DIRECTIONS FOR THIS TASK:
Write out the listing below without alteration, omitting its pictures.

** START **

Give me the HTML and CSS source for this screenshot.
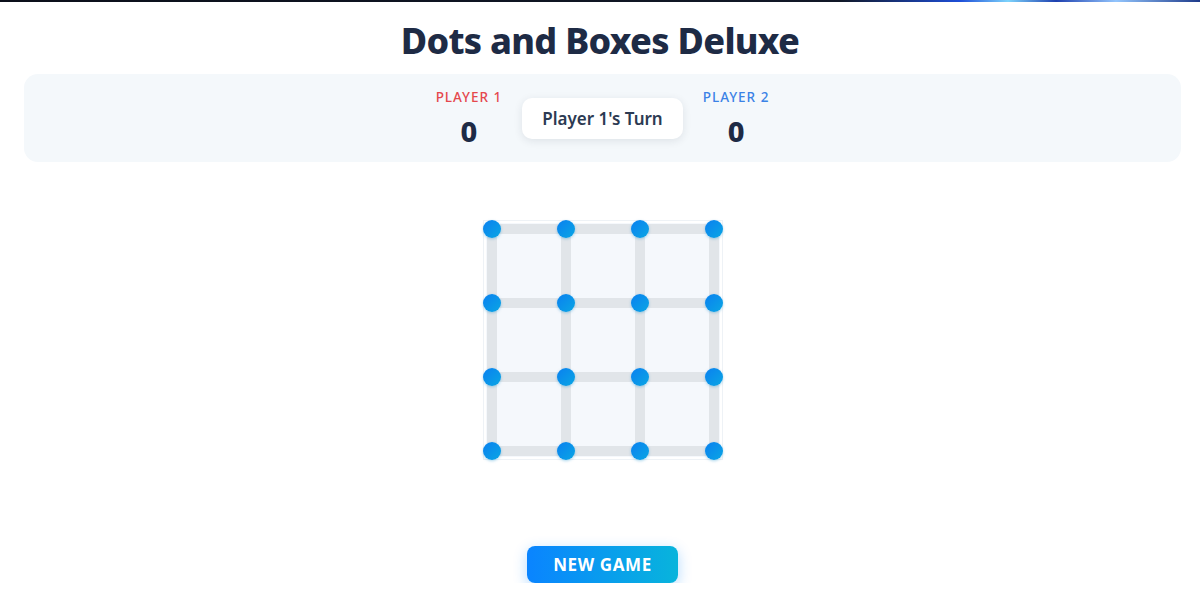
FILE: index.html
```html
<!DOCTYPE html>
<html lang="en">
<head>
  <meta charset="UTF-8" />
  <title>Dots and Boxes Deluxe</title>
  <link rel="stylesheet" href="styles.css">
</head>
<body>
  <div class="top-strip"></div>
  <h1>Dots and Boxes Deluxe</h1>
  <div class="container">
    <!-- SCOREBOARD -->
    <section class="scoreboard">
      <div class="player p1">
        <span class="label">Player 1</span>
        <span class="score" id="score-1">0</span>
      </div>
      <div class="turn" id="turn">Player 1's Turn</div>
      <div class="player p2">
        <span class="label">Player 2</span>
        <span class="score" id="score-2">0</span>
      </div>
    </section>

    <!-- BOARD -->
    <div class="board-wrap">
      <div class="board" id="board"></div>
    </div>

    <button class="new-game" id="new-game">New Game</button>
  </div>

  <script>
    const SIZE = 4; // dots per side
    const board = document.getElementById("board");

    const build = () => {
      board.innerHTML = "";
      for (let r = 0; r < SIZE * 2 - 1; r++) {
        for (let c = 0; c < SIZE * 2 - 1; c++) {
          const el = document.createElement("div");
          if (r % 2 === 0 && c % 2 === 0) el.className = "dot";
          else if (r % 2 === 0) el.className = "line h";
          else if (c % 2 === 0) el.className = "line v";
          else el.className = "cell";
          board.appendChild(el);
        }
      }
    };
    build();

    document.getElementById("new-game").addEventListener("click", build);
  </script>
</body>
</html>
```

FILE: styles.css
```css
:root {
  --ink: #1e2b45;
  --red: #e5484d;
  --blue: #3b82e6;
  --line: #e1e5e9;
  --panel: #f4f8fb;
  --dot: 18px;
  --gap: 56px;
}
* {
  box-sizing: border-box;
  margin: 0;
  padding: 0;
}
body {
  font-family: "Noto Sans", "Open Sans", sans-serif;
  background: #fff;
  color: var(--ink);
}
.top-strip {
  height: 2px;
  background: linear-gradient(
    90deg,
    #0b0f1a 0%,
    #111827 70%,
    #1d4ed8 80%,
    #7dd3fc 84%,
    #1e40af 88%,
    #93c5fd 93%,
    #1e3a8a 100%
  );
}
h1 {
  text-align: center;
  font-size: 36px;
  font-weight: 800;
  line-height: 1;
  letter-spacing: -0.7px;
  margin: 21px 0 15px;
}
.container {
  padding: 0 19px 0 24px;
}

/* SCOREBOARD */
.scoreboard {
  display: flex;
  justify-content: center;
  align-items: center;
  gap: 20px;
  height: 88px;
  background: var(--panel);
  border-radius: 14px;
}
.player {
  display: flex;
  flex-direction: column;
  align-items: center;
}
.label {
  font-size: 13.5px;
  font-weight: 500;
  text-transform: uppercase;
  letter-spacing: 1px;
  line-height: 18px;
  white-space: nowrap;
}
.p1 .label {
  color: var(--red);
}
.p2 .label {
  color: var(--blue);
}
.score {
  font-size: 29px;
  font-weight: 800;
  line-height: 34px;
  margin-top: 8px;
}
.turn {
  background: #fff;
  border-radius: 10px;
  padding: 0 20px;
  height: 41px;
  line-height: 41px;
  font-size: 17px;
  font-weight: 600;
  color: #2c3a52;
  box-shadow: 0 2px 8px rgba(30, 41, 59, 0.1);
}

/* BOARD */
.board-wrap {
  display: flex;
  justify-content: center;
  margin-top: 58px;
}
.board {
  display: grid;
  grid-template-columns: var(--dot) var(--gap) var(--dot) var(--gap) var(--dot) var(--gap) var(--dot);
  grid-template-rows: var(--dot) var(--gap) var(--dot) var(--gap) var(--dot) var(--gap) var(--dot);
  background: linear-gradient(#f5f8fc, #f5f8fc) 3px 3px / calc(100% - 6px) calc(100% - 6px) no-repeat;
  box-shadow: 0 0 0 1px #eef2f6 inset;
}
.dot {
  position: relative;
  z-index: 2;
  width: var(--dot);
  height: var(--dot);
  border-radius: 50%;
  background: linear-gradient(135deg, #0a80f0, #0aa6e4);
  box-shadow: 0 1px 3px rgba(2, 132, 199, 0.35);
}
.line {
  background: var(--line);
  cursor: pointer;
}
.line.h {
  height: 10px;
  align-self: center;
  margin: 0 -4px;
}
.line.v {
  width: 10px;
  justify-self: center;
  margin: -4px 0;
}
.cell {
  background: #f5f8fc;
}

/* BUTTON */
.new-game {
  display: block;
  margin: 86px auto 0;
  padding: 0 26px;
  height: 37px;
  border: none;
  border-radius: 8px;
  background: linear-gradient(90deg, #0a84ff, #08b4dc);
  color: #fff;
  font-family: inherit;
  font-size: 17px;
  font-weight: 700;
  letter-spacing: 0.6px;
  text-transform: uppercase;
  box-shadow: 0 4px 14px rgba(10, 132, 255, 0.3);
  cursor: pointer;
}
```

** END **

RESULT FOR THIS TASK:
Give me the HTML and CSS source for this screenshot.
FILE: index.html
```html
<!DOCTYPE html>
<html lang="en">
<head>
  <meta charset="UTF-8" />
  <title>Dots and Boxes Deluxe</title>
  <link rel="stylesheet" href="styles.css">
</head>
<body>
  <div class="top-strip"></div>
  <h1>Dots and Boxes Deluxe</h1>
  <div class="container">
    <!-- SCOREBOARD -->
    <section class="scoreboard">
      <div class="player p1">
        <span class="label">Player 1</span>
        <span class="score" id="score-1">0</span>
      </div>
      <div class="turn" id="turn">Player 1's Turn</div>
      <div class="player p2">
        <span class="label">Player 2</span>
        <span class="score" id="score-2">0</span>
      </div>
    </section>

    <!-- BOARD -->
    <div class="board-wrap">
      <div class="board" id="board"></div>
    </div>

    <button class="new-game" id="new-game">New Game</button>
  </div>

  <script>
    const SIZE = 4; // dots per side
    const board = document.getElementById("board");

    const build = () => {
      board.innerHTML = "";
      for (let r = 0; r < SIZE * 2 - 1; r++) {
        for (let c = 0; c < SIZE * 2 - 1; c++) {
          const el = document.createElement("div");
          if (r % 2 === 0 && c % 2 === 0) el.className = "dot";
          else if (r % 2 === 0) el.className = "line h";
          else if (c % 2 === 0) el.className = "line v";
          else el.className = "cell";
          board.appendChild(el);
        }
      }
    };
    build();

    document.getElementById("new-game").addEventListener("click", build);
  </script>
</body>
</html>
```

FILE: styles.css
```css
:root {
  --ink: #1e2b45;
  --red: #e5484d;
  --blue: #3b82e6;
  --line: #e1e5e9;
  --panel: #f4f8fb;
  --dot: 18px;
  --gap: 56px;
}
* {
  box-sizing: border-box;
  margin: 0;
  padding: 0;
}
body {
  font-family: "Noto Sans", "Open Sans", sans-serif;
  background: #fff;
  color: var(--ink);
}
.top-strip {
  height: 2px;
  background: linear-gradient(
    90deg,
    #0b0f1a 0%,
    #111827 70%,
    #1d4ed8 80%,
    #7dd3fc 84%,
    #1e40af 88%,
    #93c5fd 93%,
    #1e3a8a 100%
  );
}
h1 {
  text-align: center;
  font-size: 36px;
  font-weight: 800;
  line-height: 1;
  letter-spacing: -0.7px;
  margin: 21px 0 15px;
}
.container {
  padding: 0 19px 0 24px;
}

/* SCOREBOARD */
.scoreboard {
  display: flex;
  justify-content: center;
  align-items: center;
  gap: 20px;
  height: 88px;
  background: var(--panel);
  border-radius: 14px;
}
.player {
  display: flex;
  flex-direction: column;
  align-items: center;
}
.label {
  font-size: 13.5px;
  font-weight: 500;
  text-transform: uppercase;
  letter-spacing: 1px;
  line-height: 18px;
  white-space: nowrap;
}
.p1 .label {
  color: var(--red);
}
.p2 .label {
  color: var(--blue);
}
.score {
  font-size: 29px;
  font-weight: 800;
  line-height: 34px;
  margin-top: 8px;
}
.turn {
  background: #fff;
  border-radius: 10px;
  padding: 0 20px;
  height: 41px;
  line-height: 41px;
  font-size: 17px;
  font-weight: 600;
  color: #2c3a52;
  box-shadow: 0 2px 8px rgba(30, 41, 59, 0.1);
}

/* BOARD */
.board-wrap {
  display: flex;
  justify-content: center;
  margin-top: 58px;
}
.board {
  display: grid;
  grid-template-columns: var(--dot) var(--gap) var(--dot) var(--gap) var(--dot) var(--gap) var(--dot);
  grid-template-rows: var(--dot) var(--gap) var(--dot) var(--gap) var(--dot) var(--gap) var(--dot);
  background: linear-gradient(#f5f8fc, #f5f8fc) 3px 3px / calc(100% - 6px) calc(100% - 6px) no-repeat;
  box-shadow: 0 0 0 1px #eef2f6 inset;
}
.dot {
  position: relative;
  z-index: 2;
  width: var(--dot);
  height: var(--dot);
  border-radius: 50%;
  background: linear-gradient(135deg, #0a80f0, #0aa6e4);
  box-shadow: 0 1px 3px rgba(2, 132, 199, 0.35);
}
.line {
  background: var(--line);
  cursor: pointer;
}
.line.h {
  height: 10px;
  align-self: center;
  margin: 0 -4px;
}
.line.v {
  width: 10px;
  justify-self: center;
  margin: -4px 0;
}
.cell {
  background: #f5f8fc;
}

/* BUTTON */
.new-game {
  display: block;
  margin: 86px auto 0;
  padding: 0 26px;
  height: 37px;
  border: none;
  border-radius: 8px;
  background: linear-gradient(90deg, #0a84ff, #08b4dc);
  color: #fff;
  font-family: inherit;
  font-size: 17px;
  font-weight: 700;
  letter-spacing: 0.6px;
  text-transform: uppercase;
  box-shadow: 0 4px 14px rgba(10, 132, 255, 0.3);
  cursor: pointer;
}
```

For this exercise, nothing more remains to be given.